Фильм «Драма в кабаре футуристов № 13» признан первым кино-экспериментом в истории мирового художественного авангарда, остающимся при этом едва ли не самым загадочным ее творческим эпизодом. Ретроспективное осмысление сформировалось так, что исторический контекст, анализ жанровых характеристик и определение внутренних смыслов киноленты были подменены мифами и бездоказательными интерпретациями, сводящими этот опыт к уровню спонтанной импровизации. Мы полагаем, что исследовательский интерес к фильму был ограничен не столько утратой киноматериала и других прямых свидетельств, сколько недооценкой компенсирующих материалов. Между тем обращение к такого рода источникам открывает возможность «перефокусировки» сугубо киноцентрического взгляда в пользу иных зрелищных форм.
‹…›
Можно предположить, что выпуск этого фильма был приурочен к премьере ларионовского театрального представления 19 октября. Эффект его демонстрации в кинотеатрах был многократно усилен грандиозным скандалом, разыгравшимся на открытии кабаре «Розовый фонарь» и привлекшим внимание всей без исключения московской прессы. При всей разноречивости описаний происшедшего в тот вечер в здании театра миниатюр М. Арцыбушевой, нет сомнений в том, что какие-то, не поддающиеся восстановлению обстоятельства воспрепятствовали театральному действу, низведя задуманную акцию до уровня заурядной хулиганской выходки.
Провал премьеры не обескуражил Ларионова, и вскоре последовал новый анонс:
«Вместо угасшего „розового фонаря“, который не имел специфического „футурного“ характера, в Москве нарождается чисто-футуристическое кабаре „Кабак тринадцати“. Главарем является опять-таки М. Ф. Ларионов. Здесь будут собираться все футуристы и после официальной части программы выступать с новыми произведениями. Предполагаются диспуты лучистов, Викторианцев, кубистов, крайне-правых футуров, эго-поэтов и „всечества“. Доступ в кабаре — по рекомендации членов-учредителей, а для остальной публики ограничен десятирублевой входной платой».
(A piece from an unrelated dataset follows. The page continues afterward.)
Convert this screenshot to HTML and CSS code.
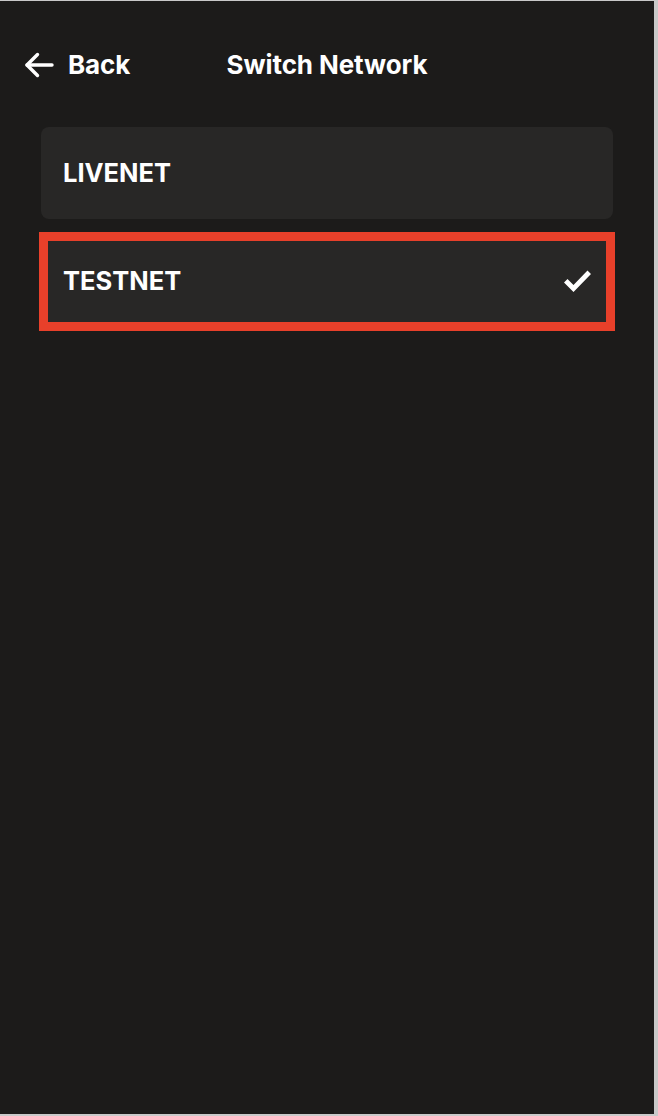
FILE: index.html
```html
<!DOCTYPE html>
<html>
<head>
<meta charset="utf-8">
<link rel="stylesheet" href="styles.css">
</head>
<body>
<div class="app">
  <header class="header">
    <div class="back">
      <svg class="back-icon" width="30" height="26" viewBox="0 0 30 26" fill="none" stroke="#fff" stroke-width="3.4" stroke-linecap="round" stroke-linejoin="round">
        <path d="M28 13H3"/>
        <path d="M13.5 2.5L3 13l10.5 10.5"/>
      </svg>
      <span class="back-label">Back</span>
    </div>
    <h1 class="title">Switch Network</h1>
    <div class="spacer"></div>
  </header>
  <main class="list">
    <div class="item">
      <span class="item-label">LIVENET</span>
    </div>
    <div class="item selected">
      <span class="item-label">TESTNET</span>
      <svg class="check" width="29" height="24" viewBox="0 0 29 24">
        <path d="M1 13.5L4.5 10 10.5 16 24.5 1.5 28 5 10.5 23z" fill="#fff"/>
      </svg>
    </div>
  </main>
</div>
</body>
</html>
```
FILE: styles.css
```css
* { box-sizing: border-box; }
html, body { margin: 0; padding: 0; }
body {
  background: #c9c9c9;
  width: 658px;
  height: 1116px;
  overflow: hidden;
  font-family: Inter, "Noto Sans", sans-serif;
}
.app {
  margin: 1px 4px 2px 0;
  height: 1113px;
  background: #1c1b1a;
  color: #fff;
}
.header {
  display: grid;
  grid-template-columns: 1fr auto 1fr;
  align-items: center;
  height: 126px;
  padding: 0 24px;
}
.back {
  display: flex;
  align-items: center;
  gap: 14px;
  margin-top: 2px;
}
.back-icon { display: block; }
.back-label, .title {
  font-size: 26px;
  font-weight: 700;
  line-height: 1;
  letter-spacing: -0.1px;
}
.title { margin: 0; margin-top: 2px; }
.list {
  display: flex;
  flex-direction: column;
  gap: 14px;
  padding: 0 41px;
}
.item {
  position: relative;
  height: 92px;
  background: #282726;
  border-radius: 8px;
  display: flex;
  align-items: center;
  justify-content: space-between;
  padding: 0 22px;
}
.item-label {
  font-size: 25.5px;
  font-weight: 700;
  line-height: 1;
}
.selected {
  border-radius: 0;
  padding-top: 3px;
}
.selected::after {
  content: "";
  position: absolute;
  left: -2px;
  right: -2px;
  top: -1px;
  bottom: -6px;
  border: 9px solid #e8402a;
  pointer-events: none;
}
.check { display: block; margin-right: -1px; }
```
Это объявление не имело, пожалуй, никаких реальных последствий, кроме следующих: во-первых, оно хронологически предшествовало киносъемкам — паллиативу ларионовского проекта, утратившего актуальность после декабрьских премьер в петербургском «Луна- парке», а во-вторых, название нового кабаре предопределило топографию действа, заснятого на пленку (фильм был известен под названием «В кабаке № 13»). Однако совпадения театральных разработок Лотова — Ларионова с фабулой и семантическими узлами кинопостановки вовсе не означали их механического перенесения на экран. Можно думать, что они лишь контурно обозначили существование некоего первоначального сценического замысла, закрепить который в общей памяти стремились инициаторы киносъемок после шумного успеха конкурирующей группы. В то же время отдельные фабульные детали фильма можно истолковать как защитную рефлексию авторов — в сезон 1913-14 гг. театральный мир высмеивал московских футуристов: в театре Зона, например, представлялось «с 2-х часов ночи веселое кабаре „Красный фонарь (Taverne des apaches)“. Скетч из жизни апашей „Приключение в таверне“».
Принимая эти предположения, следует учесть профессиональную осведомленность современников и отвергнуть истолкования, сводящие фильм к рефлексии по поводу коммерческих киножанров либо к незатейливому эпатажу. Совокупность данных позволяет установить жанровую тональность этого опыта как автопародию с макабрическими аллюзиями, внутренними «репликами» и «ремарками», вписанными в фабульный артефакт. В таком случае можно согласиться лишь с одной оценкой этого своеобразного палимпсеста: «То, что сделали футуристы, не было ни пародией, ни фильмом».
Янгиров Р. Смерть поэта: Вокруг фильма «Драма в кабаре футуристов № 13» // Седьмые Тыняновские чтения: материалы для обсуждения. Рига; М., 1995/1996.